Slant

Immigrants DO pay taxes and more on local politics

• It’s an oft-repeated accusation, a drum beaten by the Trumpians, that undocumented immigrants don’t pay taxes and are a drain on the U.S economy. The reverse is true. According to the Institute on Taxation and Economic Policy’s most recent report released March 1, “Undocumented immigrants contribute significantly to state and local taxes, collectively paying an estimated $11.74 billion a year.” The study shows that between 50 and 75 percent of undocumented immigrants currently pay personal income taxes using either an individual tax identification number or a false social security number. The researchers point out that “granting legal status to all undocumented immigrants in the United States as part of a comprehensive immigration reform and allowing them to work legally would increase their state and local tax contributions by an estimated $2.18 billion a year.”

Half as many reporters are working in American media now as we had only 15 years ago. That’s a fact UO Journalism instructor Todd Milbourn delivered to the City Club of Eugene April 17 in the program on “Editing Your News Feeds: Facts, Alternative Facts, Propaganda and Just Plain BS.” We understand that good reporting is expensive, so that’s what goes first in a revenue squeeze. But journalism schools and the media, understandably, never tell us the profit margin still enjoyed by owners, who were collecting as much as 25 percent, even 30 percent, profit a few years ago. Newspapers were cash cows. Maybe the profit margin is still high enough that responsible ownership could continue funding solid reporting and content?

• Twenty-seven residents of Lane County Commissioner Faye Stewart’s east Lane County district have applied for the seat he’s vacating on the board. Applications to fill George Poling’s recently vacated northeast Eugene City Council seat opened April 11. Let’s hope the city position, which pays $14,528 to the County Commission’s $84,000 plus benefits, is also met with enthusiasm.
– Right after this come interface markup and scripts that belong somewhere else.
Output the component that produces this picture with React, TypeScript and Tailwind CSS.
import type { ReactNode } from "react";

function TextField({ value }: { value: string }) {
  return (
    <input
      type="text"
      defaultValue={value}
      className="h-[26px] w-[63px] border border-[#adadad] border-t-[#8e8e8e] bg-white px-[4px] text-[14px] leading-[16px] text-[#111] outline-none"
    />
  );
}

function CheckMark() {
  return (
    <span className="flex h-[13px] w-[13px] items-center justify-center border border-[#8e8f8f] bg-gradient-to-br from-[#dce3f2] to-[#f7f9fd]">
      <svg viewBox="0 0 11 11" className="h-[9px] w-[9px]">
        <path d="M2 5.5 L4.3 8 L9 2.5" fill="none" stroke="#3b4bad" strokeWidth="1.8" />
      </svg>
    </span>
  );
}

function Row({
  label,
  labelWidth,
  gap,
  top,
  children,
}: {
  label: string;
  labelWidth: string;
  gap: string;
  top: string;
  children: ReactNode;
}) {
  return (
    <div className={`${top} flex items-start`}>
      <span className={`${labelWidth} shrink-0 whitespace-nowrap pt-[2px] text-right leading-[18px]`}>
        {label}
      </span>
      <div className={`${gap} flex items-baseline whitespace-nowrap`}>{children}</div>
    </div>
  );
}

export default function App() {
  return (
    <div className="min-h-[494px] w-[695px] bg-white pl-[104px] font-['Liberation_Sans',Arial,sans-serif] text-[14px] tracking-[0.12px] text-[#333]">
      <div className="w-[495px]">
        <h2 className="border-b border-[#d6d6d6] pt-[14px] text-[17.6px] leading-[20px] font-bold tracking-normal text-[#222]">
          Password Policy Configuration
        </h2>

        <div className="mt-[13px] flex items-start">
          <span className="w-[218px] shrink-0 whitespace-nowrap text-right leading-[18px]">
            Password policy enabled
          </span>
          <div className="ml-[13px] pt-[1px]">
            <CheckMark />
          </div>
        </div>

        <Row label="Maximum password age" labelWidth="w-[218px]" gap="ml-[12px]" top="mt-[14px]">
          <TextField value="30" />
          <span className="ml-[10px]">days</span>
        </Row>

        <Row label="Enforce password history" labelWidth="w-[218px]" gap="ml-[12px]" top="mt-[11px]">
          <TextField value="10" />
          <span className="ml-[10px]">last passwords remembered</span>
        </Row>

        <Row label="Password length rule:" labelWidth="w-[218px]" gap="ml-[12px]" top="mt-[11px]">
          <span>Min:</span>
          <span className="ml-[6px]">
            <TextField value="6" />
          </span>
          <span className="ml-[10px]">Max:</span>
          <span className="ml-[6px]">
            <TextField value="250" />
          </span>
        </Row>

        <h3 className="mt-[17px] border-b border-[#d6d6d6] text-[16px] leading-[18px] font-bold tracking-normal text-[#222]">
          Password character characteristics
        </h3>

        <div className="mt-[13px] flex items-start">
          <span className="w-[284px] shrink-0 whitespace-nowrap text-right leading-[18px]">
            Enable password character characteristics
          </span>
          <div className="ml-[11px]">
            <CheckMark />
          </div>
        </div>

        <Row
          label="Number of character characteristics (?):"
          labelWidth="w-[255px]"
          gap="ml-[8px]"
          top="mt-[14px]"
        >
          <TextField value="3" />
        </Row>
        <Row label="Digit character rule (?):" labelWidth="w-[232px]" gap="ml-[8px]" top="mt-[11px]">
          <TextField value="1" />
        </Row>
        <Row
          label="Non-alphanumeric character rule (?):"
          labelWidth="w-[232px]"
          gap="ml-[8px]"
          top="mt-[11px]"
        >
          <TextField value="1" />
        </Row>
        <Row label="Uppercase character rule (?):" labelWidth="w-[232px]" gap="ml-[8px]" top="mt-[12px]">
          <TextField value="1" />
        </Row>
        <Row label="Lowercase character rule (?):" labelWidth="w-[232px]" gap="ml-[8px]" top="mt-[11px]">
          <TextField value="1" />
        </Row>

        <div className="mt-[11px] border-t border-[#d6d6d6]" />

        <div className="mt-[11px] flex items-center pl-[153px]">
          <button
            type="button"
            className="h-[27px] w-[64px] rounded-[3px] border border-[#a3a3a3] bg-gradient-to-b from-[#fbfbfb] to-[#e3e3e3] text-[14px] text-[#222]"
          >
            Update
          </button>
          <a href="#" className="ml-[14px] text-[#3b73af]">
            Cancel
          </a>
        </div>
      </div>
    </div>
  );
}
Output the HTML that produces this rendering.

• It’s amazing that more than 300 supporters of books and kids lunched at Valley River Inn on April 6 to raise money for the Imagination Library of Eugene, a project started nationally by Dolly Parton to give every child a book a month from birth to age  five. Since Imagination Library of Eugene launched in 2014, it has served more than 4,000 kids at a current cost of $186,000. This year’s board needs to raise about $95,000. Doug Barber and David Marcus are co-chairs. While this project sprouts out of the Eugene Public Library, we learned with dismay that all libraries in Douglas County will shut down for lack of operating funds. Where are the voters there who care about books and kids?

• Kudos to the Oregon Shakespeare Festival and to playwright Lynn Nottage for winning the Pulitzer Prize for drama this week for her play Sweat, which explores the social problems created by industrial decline. A co-commission by OSF and by Arena Theatre in D.C., the play made its world premiere at the Shakespeare festival’s Angus Bowmer Theatre in Ashland in 2015 before opening at Broadway’s Studio 54 last month. The award is Nottage’s second; she won the Pulitzer for drama in 2009 for her play Ruined, which was later produced at OSF in 2010.